Among the participants were Egyptian artists Mohamed Salah, known for his science fiction comics; and Tunisian artist Seifeddine Nechi, who was awarded the Best Digital Publication prize at Cairo Comix 2.
Furthermore, since writing is a very important aspect of comic books, we invited American author Josh O’Neill and representants from the Locust Moon publishing house, known as the flagship of alternative comic books in the United States.
We invited Golo, who lived in Egypt for a very long time and often talks about this time in his comics. The French Institute in Cairo has been a great help since the first edition of Cairo Comix.
The number of candidates aged 25 or less who applied for the festival, surpassed that of the preceding editions. Even the number of participating artists increased, from about 20 artists, to about 80.
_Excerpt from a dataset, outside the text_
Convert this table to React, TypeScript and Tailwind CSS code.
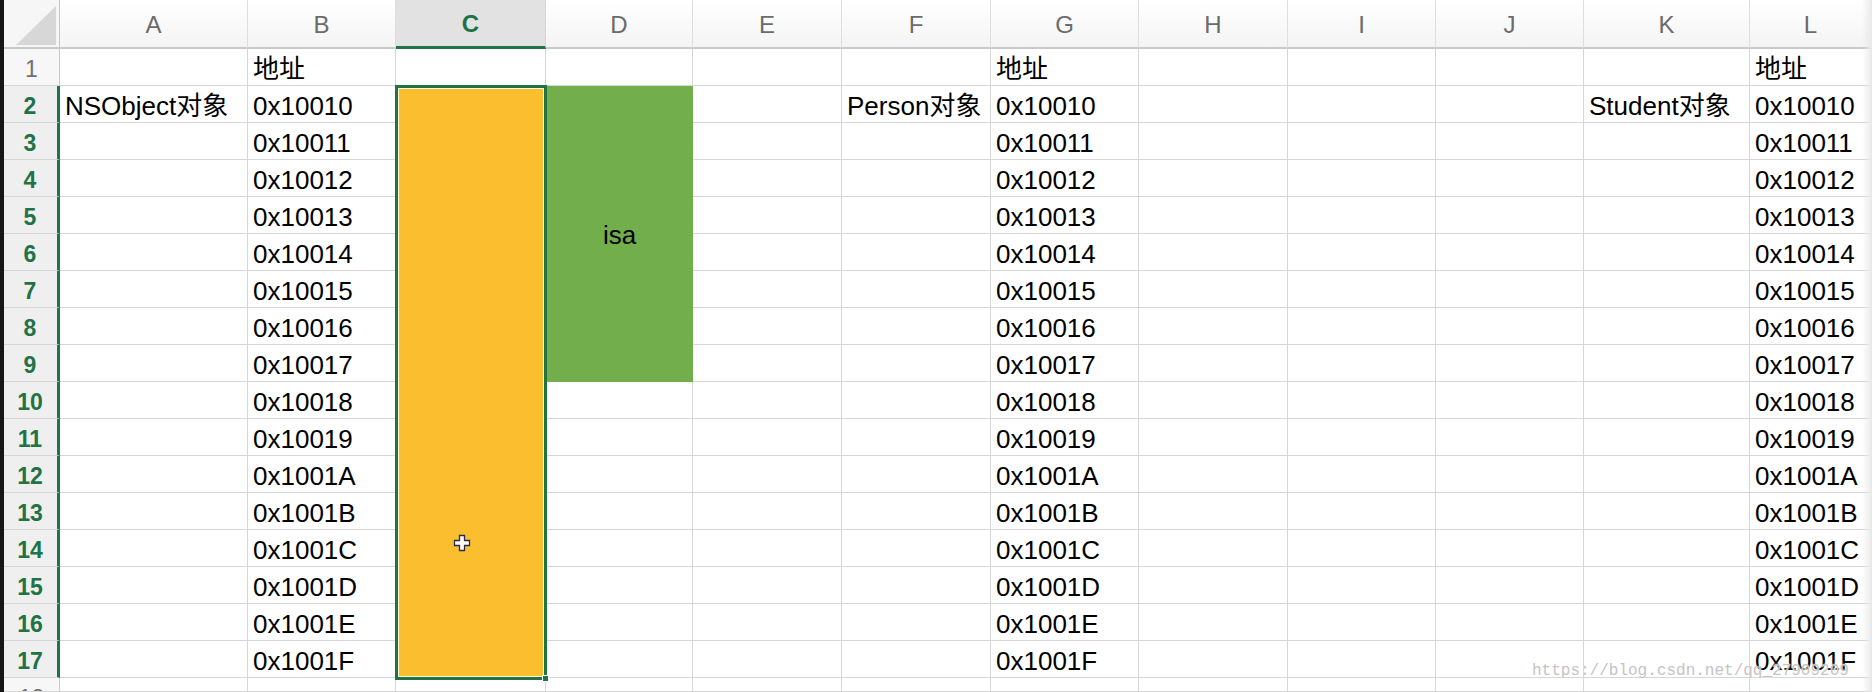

In 2008, your comic book Metro was confiscated because it dealt with corruption, poverty and injustice. Now, you publish your works outside of the country. Is this to avoid censorship, or because there is no market here?
In my recent works, I have a penchant for dark humour. The works address the quest for meaning within existence. I publish them abroad in international, independent reviews like Zenith (in Germany). I do not have the means to finance my publications. Previously, I published in Egyptian reviews like Alaeddine and Al-Dostour, which made my works rather popular. Now, we no longer have that option.
Dark comics and sarcasm are quite popular on the international market. Arabic language comics mostly opt for a forced sarcasm, inspired by social events and human emotions, balanced between the marginalised character and the superhero.
In Lebanon, the most popular comic is always the most experimental one. In Algeria and in France, there is a preference for the literary comic, with sarcastic, witty content. In the United States, people prefer fiction and action comics.